El cuento en rotación y traslación arriba contado, proviene de un texto originalmente escrito y publicado en Facebook para Andrés, la madrugada de la noche que vi la película hace un par de años. Luego me contó que se lo pasó a Pacheco, gesto que agradezco. Si lee esta versión, le mando como aquella vez, otro gran abrazo y solo que esta vez incluyo un besito sonao, ¿Por qué no? No dormí de la emoción escribiéndola la primera y tengo una semana bailando salsa en la cocina de mi casa, al editar esta versión ampliada. Será porque entre otras cosas, Andrés y Johnny me hicieron recordar la clase de hombre que fue mi papá.
Cuando combinaba para Acento los hipervínculos insertados en el artículo para que bailen conmigo al leer, me encontré, entre otros, con este video en que vemos a Celia y a Johnny cantar y bailar Quimbara al público en Zaire y me senté a ver completo el que llaman el Woodstock del sur. Lei en Twiter que era el natalicio de Celia. "Japi" BD eterno Celia, my English is not very good looking either. Antes que a Bob Geldof se le ocurriera cantar para África en 1985, a estos caribeños se le ocurrió algo mejor una década atrás, cantar allá con ellos.

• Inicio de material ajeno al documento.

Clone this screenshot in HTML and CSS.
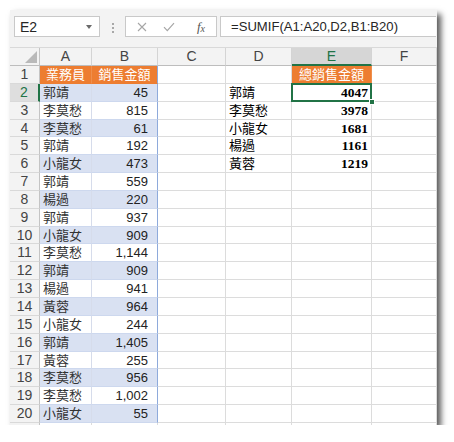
FILE: index.html
```html
<!DOCTYPE html>
<html>
<head>
<meta charset="utf-8">
<link rel="stylesheet" href="styles.css">
</head>
<body>
<div class="window">
  <div class="toolbar">
    <div class="namebox"><span>E2</span><span class="dd"></span></div>
    <div class="sep"><span class="dots"><i></i><i></i><i></i></span></div>
    <div class="fxbox">
      <span class="ico ico-x"><svg width="10" height="10" viewBox="0 0 10 10"><path d="M1 1L9 9M9 1L1 9" stroke="#a6a6a6" stroke-width="1.1" fill="none"/></svg></span>
      <span class="ico ico-v"><svg width="12" height="10" viewBox="0 0 12 10"><path d="M1 5.2L4.3 8.6L11 1.2" stroke="#a6a6a6" stroke-width="1.2" fill="none"/></svg></span>
      <span class="ico ico-fx"><i>f</i><i class="sub">x</i></span>
    </div>
    <div class="formula">=SUMIF(A1:A20,D2,B1:B20)</div>
  </div>
  <div class="sheet">
    <div class="c corner"><svg width="12" height="12" viewBox="0 0 12 12"><polygon points="12,0 12,12 0,12" fill="#b9b9b9"/></svg></div>
    <div class="c ch">A</div><div class="c ch">B</div><div class="c ch">C</div><div class="c ch">D</div><div class="c ch sel">E</div><div class="c ch">F</div>

    <div class="c rh">1</div><div class="c hd">業務員</div><div class="c hd hdb">銷售金額</div><div class="c"></div><div class="c"></div><div class="c hd">總銷售金額</div><div class="c"></div>

    <div class="c rh sel">2</div><div class="c ta band">郭靖</div><div class="c tb band">45</div><div class="c"></div><div class="c dn">郭靖</div><div class="c en cur">4047<span class="selbox"></span><span class="handle"></span></div><div class="c"></div>
    <div class="c rh">3</div><div class="c ta">李莫愁</div><div class="c tb">815</div><div class="c"></div><div class="c dn">李莫愁</div><div class="c en">3978</div><div class="c"></div>
    <div class="c rh">4</div><div class="c ta band">李莫愁</div><div class="c tb band">61</div><div class="c"></div><div class="c dn">小龍女</div><div class="c en">1681</div><div class="c"></div>
    <div class="c rh">5</div><div class="c ta">郭靖</div><div class="c tb">192</div><div class="c"></div><div class="c dn">楊過</div><div class="c en">1161</div><div class="c"></div>
    <div class="c rh">6</div><div class="c ta band">小龍女</div><div class="c tb band">473</div><div class="c"></div><div class="c dn">黃蓉</div><div class="c en">1219</div><div class="c"></div>
    <div class="c rh">7</div><div class="c ta">郭靖</div><div class="c tb">559</div><div class="c"></div><div class="c"></div><div class="c"></div><div class="c"></div>
    <div class="c rh">8</div><div class="c ta band">楊過</div><div class="c tb band">220</div><div class="c"></div><div class="c"></div><div class="c"></div><div class="c"></div>
    <div class="c rh">9</div><div class="c ta">郭靖</div><div class="c tb">937</div><div class="c"></div><div class="c"></div><div class="c"></div><div class="c"></div>
    <div class="c rh">10</div><div class="c ta band">小龍女</div><div class="c tb band">909</div><div class="c"></div><div class="c"></div><div class="c"></div><div class="c"></div>
    <div class="c rh">11</div><div class="c ta">李莫愁</div><div class="c tb">1,144</div><div class="c"></div><div class="c"></div><div class="c"></div><div class="c"></div>
    <div class="c rh">12</div><div class="c ta band">郭靖</div><div class="c tb band">909</div><div class="c"></div><div class="c"></div><div class="c"></div><div class="c"></div>
    <div class="c rh">13</div><div class="c ta">楊過</div><div class="c tb">941</div><div class="c"></div><div class="c"></div><div class="c"></div><div class="c"></div>
    <div class="c rh">14</div><div class="c ta band">黃蓉</div><div class="c tb band">964</div><div class="c"></div><div class="c"></div><div class="c"></div><div class="c"></div>
    <div class="c rh">15</div><div class="c ta">小龍女</div><div class="c tb">244</div><div class="c"></div><div class="c"></div><div class="c"></div><div class="c"></div>
    <div class="c rh">16</div><div class="c ta band">郭靖</div><div class="c tb band">1,405</div><div class="c"></div><div class="c"></div><div class="c"></div><div class="c"></div>
    <div class="c rh">17</div><div class="c ta">黃蓉</div><div class="c tb">255</div><div class="c"></div><div class="c"></div><div class="c"></div><div class="c"></div>
    <div class="c rh">18</div><div class="c ta band">李莫愁</div><div class="c tb band">956</div><div class="c"></div><div class="c"></div><div class="c"></div><div class="c"></div>
    <div class="c rh">19</div><div class="c ta">李莫愁</div><div class="c tb">1,002</div><div class="c"></div><div class="c"></div><div class="c"></div><div class="c"></div>
    <div class="c rh">20</div><div class="c ta band">小龍女</div><div class="c tb band">55</div><div class="c"></div><div class="c"></div><div class="c"></div><div class="c"></div>
    <div class="c rh"></div><div class="c"></div><div class="c"></div><div class="c"></div><div class="c"></div><div class="c"></div><div class="c"></div>
  </div>
</div>
</body>
</html>
```
FILE: styles.css
```css
body {
  margin: 0;
  background: #fff;
}
.window {
  margin: 10px 0 0 10px;
  width: 427px;
  height: 415px;
  overflow: hidden;
  background: #fff;
  box-shadow: 4px 4px 6px rgba(0, 0, 0, 0.65);
}
.toolbar {
  height: 38px;
  box-sizing: border-box;
  background: #f3f3f3;
  border-bottom: 1px solid #d9d9d9;
  display: flex;
  align-items: flex-start;
  padding: 6px 0 0 4px;
}
.namebox {
  width: 86px;
  height: 21px;
  box-sizing: border-box;
  background: #fff;
  border: 1px solid #c9c9c9;
  display: flex;
  align-items: center;
  padding-left: 5px;
  font: 14px "Liberation Sans", sans-serif;
  color: #262626;
}
.dd {
  margin-left: auto;
  margin-right: 7px;
  width: 0;
  height: 0;
  border-left: 3.5px solid transparent;
  border-right: 3.5px solid transparent;
  border-top: 4px solid #6a6a6a;
}
.sep {
  width: 25px;
  display: flex;
  justify-content: center;
  padding-top: 7px;
}
.dots {
  display: flex;
  flex-direction: column;
  gap: 2px;
}
.dots i {
  display: block;
  width: 2px;
  height: 2px;
  background: #a8a8a8;
}
.fxbox {
  width: 92px;
  height: 21px;
  box-sizing: border-box;
  background: #fff;
  border: 1px solid #c9c9c9;
  display: flex;
  align-items: center;
  padding-left: 10px;
}
.ico {
  display: flex;
  align-items: center;
  justify-content: center;
}
.ico-x { width: 12px; }
.ico-v { width: 14px; margin-left: 14px; }
.ico-fx {
  width: 16px;
  margin-left: 17px;
  font: italic 13px "Liberation Serif", serif;
  color: #555;
}
.ico-fx .sub {
  font-size: 10px;
  margin-top: 3px;
}
.formula {
  width: 216px;
  height: 21px;
  box-sizing: border-box;
  margin-left: 3px;
  background: #fff;
  border: 1px solid #c9c9c9;
  border-right: none;
  padding-left: 10px;
  font: 13.1px "Liberation Sans", sans-serif;
  line-height: 19px;
  color: #262626;
  white-space: nowrap;
}
.sheet {
  display: grid;
  grid-template-columns: 30px 52px 66px 68px 66px 80px 65px;
  grid-template-rows: 18px;
  grid-auto-rows: 17.85px;
}
.c {
  box-sizing: border-box;
  border-right: 1px solid #dcdcdc;
  border-bottom: 1px solid #dcdcdc;
  font: 13px "Liberation Sans", sans-serif;
  line-height: 17px;
  white-space: nowrap;
  color: #222;
  padding: 0 3px;
}
.corner {
  background: #f3f3f3;
  border-right-color: #c4c4c4;
  border-bottom-color: #bdbdbd;
  display: flex;
  align-items: flex-end;
  justify-content: flex-end;
  padding: 0 2px 2px 0;
}
.ch {
  background: #f3f3f3;
  text-align: center;
  color: #444;
  font-size: 14px;
  border-right-color: #d4d4d4;
  border-bottom-color: #bdbdbd;
}
.ch.sel {
  background: #d6d6d6;
  color: #217346;
  border-bottom: 2px solid #217346;
}
.rh {
  background: #f3f3f3;
  text-align: center;
  color: #444;
  font-size: 14px;
  border-right-color: #c4c4c4;
  border-bottom-color: #d9d9d9;
  padding: 0;
}
.rh.sel {
  background: #dedede;
  color: #217346;
  border-right: 2px solid #217346;
}
.hd {
  background: #ed7d31;
  color: #fff;
  text-align: center;
  font-family: "Noto Sans CJK TC", "Noto Sans CJK SC", sans-serif;
  font-size: 13px;
  line-height: 16px;
  border-right-color: #ef8f4c;
  border-bottom-color: #ed7d31;
  padding: 0;
}
.hd.hdb {
  border-right-color: #8eaadb;
}
.ta {
  font-family: "Noto Sans CJK TC", "Noto Sans CJK SC", sans-serif;
  color: #333;
  padding-left: 3px;
  border-right-color: #d6dceb;
  border-bottom-color: #cdd8ee;
  line-height: 16px;
}
.tb {
  text-align: right;
  padding-right: 9px;
  border-right-color: #8eaadb;
  border-bottom-color: #cdd8ee;
}
.band {
  background: #d9e1f2;
}
.dn {
  font-family: "Noto Sans CJK TC", "Noto Sans CJK SC", sans-serif;
  font-size: 13px;
  color: #000;
  line-height: 16px;
}
.en {
  font: bold 13.5px "Liberation Serif", serif;
  line-height: 17px;
  color: #000;
  text-align: right;
  padding-right: 3px;
}
.cur {
  position: relative;
}
.selbox {
  position: absolute;
  left: -1px;
  top: -1px;
  width: 81px;
  height: 19px;
  box-sizing: border-box;
  border: 2px solid #217346;
}
.handle {
  position: absolute;
  right: -4px;
  bottom: -4px;
  width: 6px;
  height: 6px;
  box-sizing: border-box;
  background: #217346;
  border: 1px solid #fff;
}
```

Y ahí, desde el África lejana, de donde los mandaron a buscar, la cara impagable de los niños africanos sonriendo y cantando igualito que yo cuando tenía ese mismo tamaño, me devolvió toda esperanza de paz, que tantas veces se nos esfuma y todo gracias a Johnny Pacheco.
Para Andrés, para Elka, y por mucho cariño, para Johnny.